Je n’ai pas toutes les réponses, et encore moins celle pour un autre référendum.
L’Europe n’a plus “d’exigences démocratiques”, juste de “grandes inquiétudes”. Elle n’arrive même plus à s’accorder sur ses belles “exigences”, quand des rescapés de la noyade veulent frapper à sa porte pour se mettre au sec. Elle paie la politique de guerre d’Erdoğan pour qu’il garde ses frontières. Et il en profite pour aller élargir celles de la Turquie vers la Syrie, pour y mettre les réfugiés qu’il dit.
En voilà des questions supplémentaires, où on ne répondra ni par oui, ni par non !

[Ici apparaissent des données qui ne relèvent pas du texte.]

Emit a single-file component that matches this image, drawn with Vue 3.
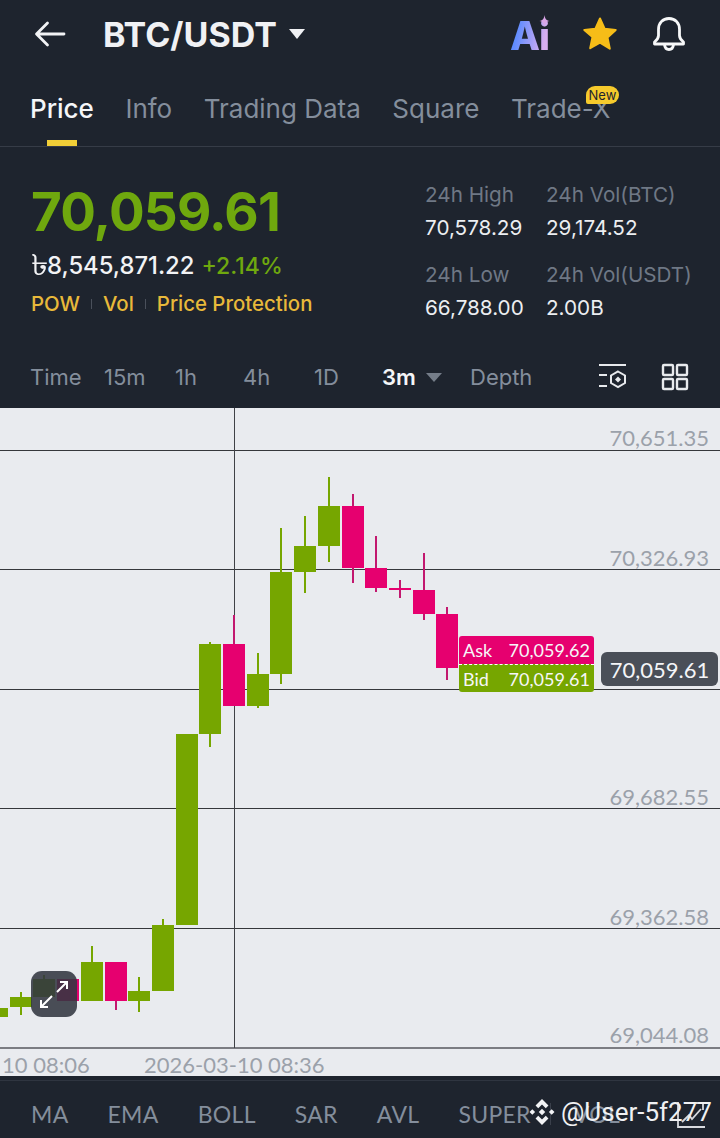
<template>
  <div class="page">
    <header class="top-bar">
      <svg class="back" width="32" height="28" viewBox="0 0 32 28" fill="none" stroke="#f2f3f5" stroke-width="2.8" stroke-linecap="round" stroke-linejoin="round">
        <path d="M30 14H3M13.5 3 2.5 14l11 11" />
      </svg>
      <h1 class="pair">BTC/USDT</h1>
      <i class="pair-caret"></i>
      <div class="top-icons">
        <span class="ai">Ai
          <svg class="spark" width="11" height="12" viewBox="0 0 12 14"><path d="M6 0c.6 4 1.600 6 6 7-4.400 1-5.400 3-6 7-.6-4-1.600-6-6-7 4.400-1 5.400-3 6-7z" fill="#d9a5e6" /></svg>
        </span>
        <svg class="star" width="36" height="36" viewBox="0 0 36 36"><path d="M18 2.500l4.700 10.300 11 1.200-8.200 7.500 2.300 11.200L18 26.600 8.200 32.200l2.300-11.200L2.300 14l11-1.200z" fill="#f6bd18" stroke="#f6bd18" stroke-width="2" stroke-linejoin="round" /></svg>
        <svg class="bell" width="36" height="36" viewBox="0 0 36 36" fill="none" stroke="#f7f8f9" stroke-width="2.800" stroke-linejoin="round" stroke-linecap="round">
          <path d="M18 2.500c-6.500 0-10.500 4.800-10.500 11v6c0 2.500-1.500 4.500-4 6.500v2h29v-2c-2.500-2-4-4-4-6.500v-6c0-6.200-4-11-10.500-11z" />
          <path d="M13.500 28.500c.3 3 2 5 4.500 5s4.200-2 4.500-5" />
        </svg>
      </div>
    </header>

    <nav class="tabs">
      <span v-for="tab in tabs" :key="tab" class="tab" :class="{ active: tab === 'Price' }">
        {{ tab }}
        <em v-if="tab === 'Trade-X'" class="new-badge">New</em>
      </span>
    </nav>

    <section class="summary">
      <div class="quote">
        <div class="last-price">70,059.61</div>
        <div class="fiat-line">
          <span class="fiat"><b class="taka">৳</b>8,545,871.22</span>
          <span class="change">+2.14%</span>
        </div>
        <div class="tags">
          <span>POW</span><i></i><span>Vol</span><i></i><span>Price Protection</span>
        </div>
      </div>
      <dl class="stats">
        <div v-for="stat in stats" :key="stat.label" class="stat">
          <dt>{{ stat.label }}</dt>
          <dd>{{ stat.value }}</dd>
        </div>
      </dl>
    </section>

    <section class="intervals">
      <span>Time</span>
      <span>15m</span>
      <span>1h</span>
      <span>4h</span>
      <span>1D</span>
      <span class="current">3m<i class="small-caret"></i></span>
      <span>Depth</span>
      <svg width="30" height="30" viewBox="0 0 30 30" fill="none" stroke="#e8eaed" stroke-width="2">
        <path d="M1 3h27M1 13h8M1 24h8" />
        <path d="M20 9.500l7 4v7.500l-7 4-7-4v-7.500z" />
        <path d="M20 14.500l3 3-3 3-3-3z" fill="#e8eaed" stroke="none" />
      </svg>
      <svg width="28" height="28" viewBox="0 0 28 28" fill="none" stroke="#e8eaed" stroke-width="2.400">
        <rect x="2" y="2" width="10" height="10" rx="1" />
        <rect x="16" y="2" width="10" height="10" rx="1" />
        <rect x="2" y="16" width="10" height="10" rx="1" />
        <rect x="16" y="16" width="10" height="10" rx="1" />
      </svg>
    </section>

    <section class="chart">
      <svg class="chart-svg" width="720" height="641" viewBox="0 408 720 641">
        <line v-for="y in gridLines" :key="y" x1="0" x2="720" :y1="y" :y2="y" stroke="#35373b" stroke-width="1" />
        <line x1="0" x2="720" y1="1048" y2="1048" stroke="#7b7c82" stroke-width="2" />
        <line x1="234.500" x2="234.500" y1="408" y2="1048" stroke="#3f4146" stroke-width="1" />
        <g v-for="c in candles" :key="c.x">
          <rect :x="c.x - 1" :y="c.high" width="2" :height="c.low - c.high" :fill="c.up ? green : pinkWick" />
          <rect :x="c.x - 11" :y="c.top" width="22" :height="c.bottom - c.top" :fill="c.up ? green : pink" />
        </g>
        <text v-for="p in priceLabels" :key="p.text" x="709" :y="p.y" text-anchor="end" class="axis-text">{{ p.text }}</text>
      </svg>

      <div class="time-axis">
        <span>10 08:06</span>
        <span>2026-03-10 08:36</span>
      </div>

      <div class="book">
        <div class="ask"><span>Ask</span><span>70,059.62</span></div>
        <div class="bid"><span>Bid</span><span>70,059.61</span></div>
      </div>
      <div class="price-tag">70,059.61</div>
      <div class="expand">
        <svg width="46" height="46" viewBox="0 0 46 46" fill="none" stroke="#fff" stroke-width="2">
          <path d="M26 21 36 11M29 11h7v7M21 25 10 36M10 29v7h7" />
        </svg>
      </div>
    </section>

    <footer class="indicators">
      <span v-for="name in indicators" :key="name">{{ name }}</span>
      <i class="sep"></i>
      <span>VOL</span>
      <svg class="chart-switch" width="30" height="28" viewBox="0 0 30 28" fill="none" stroke="#d8dade" stroke-width="1.800">
        <path d="M2 1v25h27M6 21l7-7 3 4 9-10M20 2h7v7" />
      </svg>
    </footer>

    <div class="watermark">
      <svg width="28" height="28" viewBox="0 0 26 26" fill="#f2f3f5">
        <path d="M13 1l6 6-2.500 2.500L13 6 9.500 9.500 7 7zM4 10.400L6.600 13 4 15.600 1.400 13zM22 10.400L24.600 13 22 15.600 19.400 13zM13 10l3 3-3 3-3-3zM7 19l2.500-2.500L13 20l3.500-3.500L19 19l-6 6z" />
      </svg>
      <span>@User-5f277</span>
    </div>
  </div>
</template>

<script setup>
const green = '#76a600'
const pink = '#e6006f'
const pinkWick = '#c2186f'

const tabs = ['Price', 'Info', 'Trading Data', 'Square', 'Trade-X']

const stats = [
  { label: '24h High', value: '70,578.29' },
  { label: '24h Vol(BTC)', value: '29,174.52' },
  { label: '24h Low', value: '66,788.00' },
  { label: '24h Vol(USDT)', value: '2.00B' }
]

const gridLines = [450.5, 569.5, 689.5, 808.5, 928.5]

const priceLabels = [
  { text: '70,651.35', y: 446 },
  { text: '70,326.93', y: 566 },
  { text: '69,682.55', y: 805 },
  { text: '69,362.58', y: 925 },
  { text: '69,044.08', y: 1043 }
]

const indicators = ['MA', 'EMA', 'BOLL', 'SAR', 'AVL', 'SUPER']

// page coordinates, read off the picture
const candles = [
  { x: -3, top: 1008, bottom: 1017, high: 1008, low: 1017, up: true },
  { x: 21, top: 997, bottom: 1007, high: 992, low: 1015, up: true },
  { x: 44, top: 979, bottom: 997, high: 975, low: 997, up: true },
  { x: 68, top: 979, bottom: 1001, high: 979, low: 1001, up: false },
  { x: 92, top: 962, bottom: 1001, high: 946, low: 1001, up: true },
  { x: 116, top: 962, bottom: 1001, high: 962, low: 1010, up: false },
  { x: 139, top: 991, bottom: 1001, high: 977, low: 1012, up: true },
  { x: 163, top: 925, bottom: 991, high: 919, low: 991, up: true },
  { x: 187, top: 734, bottom: 925, high: 734, low: 925, up: true },
  { x: 210, top: 644, bottom: 734, high: 642, low: 747, up: true },
  { x: 234, top: 644, bottom: 706, high: 615, low: 706, up: false },
  { x: 258, top: 674, bottom: 706, high: 653, low: 708, up: true },
  { x: 281, top: 572, bottom: 674, high: 528, low: 684, up: true },
  { x: 305, top: 546, bottom: 572, high: 516, low: 593, up: true },
  { x: 329, top: 506, bottom: 546, high: 477, low: 562, up: true },
  { x: 353, top: 506, bottom: 568, high: 494, low: 583, up: false },
  { x: 376, top: 568, bottom: 588, high: 536, low: 592, up: false },
  { x: 400, top: 588, bottom: 590, high: 580, low: 598, up: false },
  { x: 424, top: 590, bottom: 614, high: 553, low: 620, up: false },
  { x: 447, top: 614, bottom: 668, high: 607, low: 680, up: false }
]
</script>

<style>
html,
body {
  margin: 0;
  background: #1e242e;
}
</style>

<style scoped>
.page {
  position: relative;
  width: 720px;
  height: 1138px;
  overflow: hidden;
  background: #1e242e;
  font-family: Inter, "Noto Sans", sans-serif;
  color: #848e9c;
}

.top-bar {
  height: 68px;
  display: flex;
  align-items: center;
  padding: 0 33px 0 34px;
  box-sizing: border-box;
}

.pair {
  margin: 0 0 0 37px;
  font-size: 34px;
  font-weight: 700;
  color: #f0f1f4;
}

.pair-caret {
  margin-left: 12px;
  border-left: 8px solid transparent;
  border-right: 8px solid transparent;
  border-top: 10px solid #f0f1f4;
}

.top-icons {
  margin-left: auto;
  display: flex;
  align-items: center;
  gap: 33px;
}

.ai {
  position: relative;
  margin-top: 4px;
  font-size: 39px;
  font-weight: 800;
  letter-spacing: -1px;
  line-height: 40px;
  background: linear-gradient(100deg, #5f8cff 20%, #d8aef0 85%);
  -webkit-background-clip: text;
  background-clip: text;
  color: transparent;
}

.spark {
  position: absolute;
  top: -1px;
  right: -1px;
}

.tabs {
  height: 79px;
  box-sizing: border-box;
  display: flex;
  gap: 31.500px;
  padding: 26px 0 0 30px;
  border-bottom: 1px solid #363c47;
}

.tab {
  position: relative;
  font-size: 26px;
  line-height: 30px;
  height: 30px;
  color: #848e9c;
}

.tab.active {
  color: #f5f6f8;
  font-weight: 500;
}

.tab.active::after {
  content: '';
  position: absolute;
  left: 17px;
  width: 30px;
  top: 46px;
  height: 6px;
  background: #f2cf37;
}

.new-badge {
  position: absolute;
  left: 75px;
  top: -8px;
  width: 33px;
  height: 18px;
  border-radius: 9px 9px 9px 2px;
  background: #f6ca2c;
  color: #1e242e;
  font-style: normal;
  font-size: 13px;
  line-height: 18px;
  text-align: center;
}

.summary {
  height: 203px;
  box-sizing: border-box;
  display: flex;
  justify-content: space-between;
  padding: 33px 0 0 31px;
}

.last-price {
  font-size: 53px;
  line-height: 64px;
  font-weight: 700;
  color: #6fa80e;
  letter-spacing: -0.8px;
}

.fiat-line {
  margin-top: 7px;
  display: flex;
  align-items: center;
  gap: 7px;
  font-size: 23px;
  line-height: 30px;
  font-weight: 500;
}

.fiat {
  font-size: 23.800px;
  color: #f2f3f5;
}

.taka {
  display: inline-block;
  width: 16px;
  font-weight: 500;
  transform: scale(1.45, 1.2);
  transform-origin: 0 60%;
}

.change {
  color: #6fa80e;
}

.tags {
  margin-top: 8px;
  display: flex;
  align-items: center;
  font-size: 20.400px;
  line-height: 30px;
  font-weight: 500;
  color: #e8b93a;
}

.tags i {
  width: 1px;
  height: 10px;
  margin: 0 11px;
  background: #4a505b;
}

.stats {
  margin: 0;
  width: 295px;
  display: grid;
  grid-template-columns: 121px 1fr;
  row-gap: 17.500px;
  align-content: start;
}

.stat dt {
  font-size: 20.700px;
  line-height: 30px;
  color: #6f7885;
}

.stat dd {
  margin: 2.500px 0 0;
  font-size: 20.700px;
  line-height: 30px;
  color: #eceef1;
}

.intervals {
  height: 58px;
  box-sizing: border-box;
  padding: 0 0 4px 30px;
  display: grid;
  grid-template-columns: 74px 71px 68px 71px 68px 88px 128px 63px auto;
  align-items: center;
  font-size: 22px;
}

.intervals .current {
  display: flex;
  align-items: center;
  color: #f5f6f8;
  font-weight: 600;
}

.small-caret {
  margin-left: 10px;
  border-left: 8px solid transparent;
  border-right: 8px solid transparent;
  border-top: 9px solid #757d89;
}

.chart {
  position: relative;
  height: 668px;
  background: #e9ebef;
}

.chart-svg {
  display: block;
}

.axis-text {
  font-family: Lato, "Open Sans", sans-serif;
  font-size: 22px;
  fill: #9ba1aa;
}

.time-axis {
  height: 27px;
  box-sizing: border-box;
  padding: 5px 0 0 2px;
  display: grid;
  grid-template-columns: 142px auto;
  font-family: Lato, "Open Sans", sans-serif;
  font-size: 22px;
  line-height: 22px;
  color: #9ba1aa;
}

.book {
  position: absolute;
  left: 459px;
  top: 228px;
  width: 135px;
  color: #f6f6f8;
  font-family: Lato, "Open Sans", sans-serif;
  font-size: 18px;
}

.book > div {
  height: 28px;
  display: flex;
  align-items: center;
  justify-content: space-between;
  padding: 0 4px;
  box-sizing: border-box;
}

.ask {
  background: #e6006f;
  border-radius: 3px 3px 0 0;
}

.bid {
  background: #76a600;
  border-top: 1px dashed #fff;
  border-radius: 0 0 3px 3px;
}

.price-tag {
  position: absolute;
  left: 601px;
  top: 244px;
  width: 117px;
  height: 34px;
  border-radius: 6px;
  background: #4a4f58;
  color: #f4f5f7;
  font-family: Lato, "Open Sans", sans-serif;
  font-size: 22px;
  line-height: 36px;
  text-align: center;
}

.expand {
  position: absolute;
  left: 31px;
  top: 563px;
  width: 46px;
  height: 46px;
  border-radius: 11px;
  background: rgba(50, 55, 65, 0.88);
}

.indicators {
  position: relative;
  height: 62px;
  box-sizing: border-box;
  display: flex;
  align-items: center;
  gap: 39px;
  padding: 14px 0 0 31px;
  font-family: Lato, "Open Sans", sans-serif;
  font-size: 23px;
  letter-spacing: 0.3px;
  color: #848e9c;
}

.indicators::before {
  content: '';
  position: absolute;
  left: 0;
  right: 0;
  top: 4px;
  height: 1px;
  background: #2f3540;
}

.sep {
  width: 1px;
  height: 22px;
  margin: 0 -16px 0 -20px;
  background: #3a404b;
}

.chart-switch {
  position: absolute;
  left: 676px;
  top: 25px;
}

.watermark {
  position: absolute;
  left: 528px;
  top: 1097px;
  display: flex;
  align-items: center;
  gap: 5px;
  font-family: Roboto, sans-serif;
  font-size: 26px;
  color: #f0f1f3;
}
</style>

Et puis, bêtement, j’en ai une autre de question. Avec une télé unique, une presse unique, un parti unique, elle aura lieu comment sa campagne ?
Un référendum de “sauveur suprême”, où on a en un seul le César, le Tribun et le Dieu, ça va ressembler à un plébiscite.
Et du coup, comme en 2010, c’est grâce à l’Europe, et à ses ” grandes préoccupations” qu’Erdoğan montera la dernière marche du podium, comme président à vie.
Et cette fois, j’ai du mal à rentrer… chez moi.